Saturday, August 19, 2017

Diary of 1st Sergeant John L. Ransom: June 24, 1864

Almost July 1st, when Jimmy Devers will have been a prisoner of war one year. Unless relief comes very soon he will die. I have read in my earlier years about prisoners in the revolutionary war, and other wars. It sounded noble and heroic to be a prisoner of war, and accounts of their adventures were quite romantic; but the romance has been knocked out of the prisoner of war business, higher than a kite. It's a fraud. All of the “Astor House Mess” now afflicted with scurvy and dropsy more or less, with the exception of Battese, and myself worst of any. Am figh ting the disease, however, all the time, and the growth is but slight.
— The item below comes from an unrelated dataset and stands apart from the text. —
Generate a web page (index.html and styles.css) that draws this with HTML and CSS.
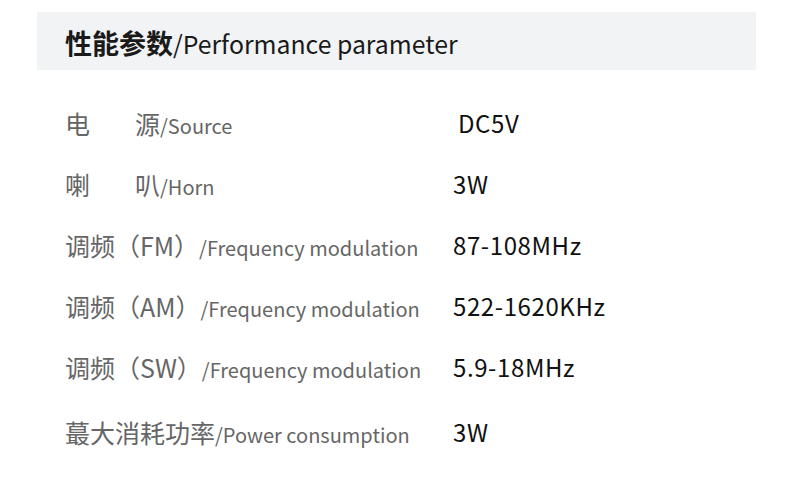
FILE: index.html
```html
<!DOCTYPE html>
<html lang="zh">
<head>
<meta charset="utf-8">
<link rel="stylesheet" href="styles.css">
</head>
<body>
<div class="page">
  <div class="header"><span class="h-cn">性能参数</span><span class="h-en">/Performance parameter</span></div>
  <div class="list">
    <div class="row"><div class="label"><span class="cn">电<span class="gap"></span>源</span><span class="en">/Source</span></div><div class="value first">DC5V</div></div>
    <div class="row"><div class="label"><span class="cn">喇<span class="gap"></span>叭</span><span class="en">/Horn</span></div><div class="value">3W</div></div>
    <div class="row"><div class="label"><span class="cn">调频（FM）</span><span class="en">/Frequency modulation</span></div><div class="value">87-108MHz</div></div>
    <div class="row"><div class="label"><span class="cn">调频（AM）</span><span class="en">/Frequency modulation</span></div><div class="value">522-1620KHz</div></div>
    <div class="row"><div class="label"><span class="cn">调频（SW）</span><span class="en">/Frequency modulation</span></div><div class="value">5.9-18MHz</div></div>
    <div class="row last"><div class="label"><span class="cn">蕞大消耗功率</span><span class="en">/Power consumption</span></div><div class="value">3W</div></div>
  </div>
</div>
</body>
</html>
```
FILE: styles.css
```css
html, body {
  margin: 0;
  padding: 0;
  background: #ffffff;
}
body {
  font-family: "Noto Sans CJK SC", "Noto Sans", sans-serif;
  width: 790px;
  height: 492px;
  overflow: hidden;
}
.header {
  margin: 12px 0 0 37px;
  width: 719px;
  height: 58px;
  box-sizing: border-box;
  padding-left: 28px;
  padding-top: 3px;
  background: #f2f3f5;
  display: flex;
  align-items: center;
  color: #1a1a1a;
}
.h-cn {
  font-size: 27px;
  font-weight: 700;
}
.h-en {
  font-size: 24.8px;
  font-weight: 400;
}
.list {
  margin-top: 22px;
  padding-left: 65px;
}
.row {
  display: grid;
  grid-template-columns: 388px auto;
  height: 61px;
  align-items: center;
}
.row.last {
  margin-top: 4px;
}
.label {
  color: #666666;
  white-space: nowrap;
}
.label .cn {
  font-size: 25px;
}
.label .gap {
  display: inline-block;
  width: 45px;
}
.label .en {
  font-size: 20px;
}
.value {
  color: #111111;
  font-size: 24px;
  letter-spacing: 0.6px;
  white-space: nowrap;
}
.value.first {
  padding-left: 5px;
}
```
Take exercise every morning and evening, when it is almost impossible for me to walk Walk all over before the sun comes up, drink of Battese's medicine made of roots, keep clear of vermin, talk and even laugh, and if I do die, it will not be through neglect. Carpenter, the teamster who sold me the boots, is about gone, and thank the Lord he has received his sixty cents from me, in rations. Sorry for the poor fellow. Many who have all along stood it nobly now begin to go under Wm. B Rowe, our tall mess-mate, is quite bad off, still, he has an iron constitution and will last some time yet.